18. The contention that Annapurna and Paliwal were always aware of the termination of the lease and therefore the termination of the Lease Deed ought to be held valid is also not sustainable. Indisputably, Annapurna and Paliwal had, to the knowledge of Store One, stepped into the lease of Pragya and were the lessors at the material time when the notice of termination was issued by Store One. In view of this, issuance of a termination notice to persons other than the lessors cannot be accepted as a valid termination. This Court cannot accept the view expressed by the Arbitrator in this regard, to be patently illegal or perverse.

19. At this stage, it is also necessary to state that the scope of judicial review under Section 34 of the Act is limited and the Court does not sit in appeal over the decision of the Arbitrator. Thus, unless Store One is able to establish that any of the grounds as specified under Section 34 of the Act are met, the impugned award cannot be set aside.

20. Store One has sought to place its case within the scope of Section 34 (2) (b) (ii) of the Act, that is, the impugned award is opposed to the Public Policy of India.

21. It is relevant to observe that Explanation 1 to Section 34 (2) (b) (ii) of the Act further clarifies that an award would be in conflict with the Public Policy of India, only if, (i) the making of the award was induced or affected by fraud or corruption or was in violation of Section 75 or Section 81; or

(ii) it is in contravention with the fundamental policy of Indian law; or (iii) it is in conflict with the most basic notions of morality or justice. In the present case, there is no allegation that the impugned award was affected by fraud or

corruption or is in conflict with the most basic notions of morality or justice. And, this Court is not persuaded to accept that the impugned award is in contravention with the fundamental policy of Indian Law. Clearly, the expression "Fundamental Policy of Indian Law" does not mean violation of any particular statute but the policy of law on which the edifice of Indian law is based. Thus unless the award is in contravention with any of the fundamental principles of Indian law, the impugned award cannot be held to be in conflict with the Public Policy of India.

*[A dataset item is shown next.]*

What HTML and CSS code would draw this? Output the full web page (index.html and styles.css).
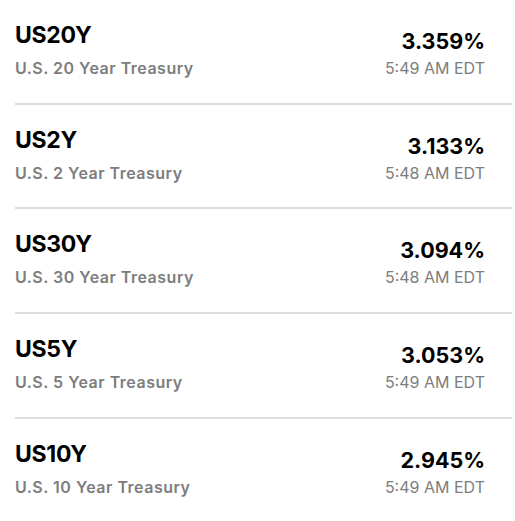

22. It is also relevant to mention that by introduction of Explanation 2 to Section 34 (2) (b) (ii) of the Act, it has been further explained that the test as to whether there is a contravention of fundamental policy of Indian law would not entail a review on the merits of the dispute. In the present case, the submission that the conclusion of the Arbitrator, that the termination of lease by Store One was invalid, cannot by any stretch be held to be contravening a fundamental policy of Indian law.

23. The contention that the Arbitrator had grossly erred in arbitrarily fixing the period of six months for award of damages is also wholly bereft of any merit. Having held that the termination of the lease was invalid, Store One would be liable to pay rent or damages equivalent to the rent for the entire lock-in period of 54 months as agreed under the Lease Deed. However, the Arbitrator did not make an award for the said period as he was of the view that Annapurna and Paliwal could have mitigated the damages by locating new tenant(s) and assessed six months to be reasonable for the said purpose. The contention that no damages could have been awarded since Annapurna and Paliwal had not taken steps to mitigate the same, is

unmerited. The Arbitrator has merely restricted the award of damages by assessing the reasonable period required by Annapurna and Paliwal to find new tenant(s). This Court is not persuaded to accept that the said view is in any manner unreasonable, perverse or opposed to the Public Policy of India.

24. The petition is, accordingly, dismissed. Pending application stands disposed of. No order as to costs.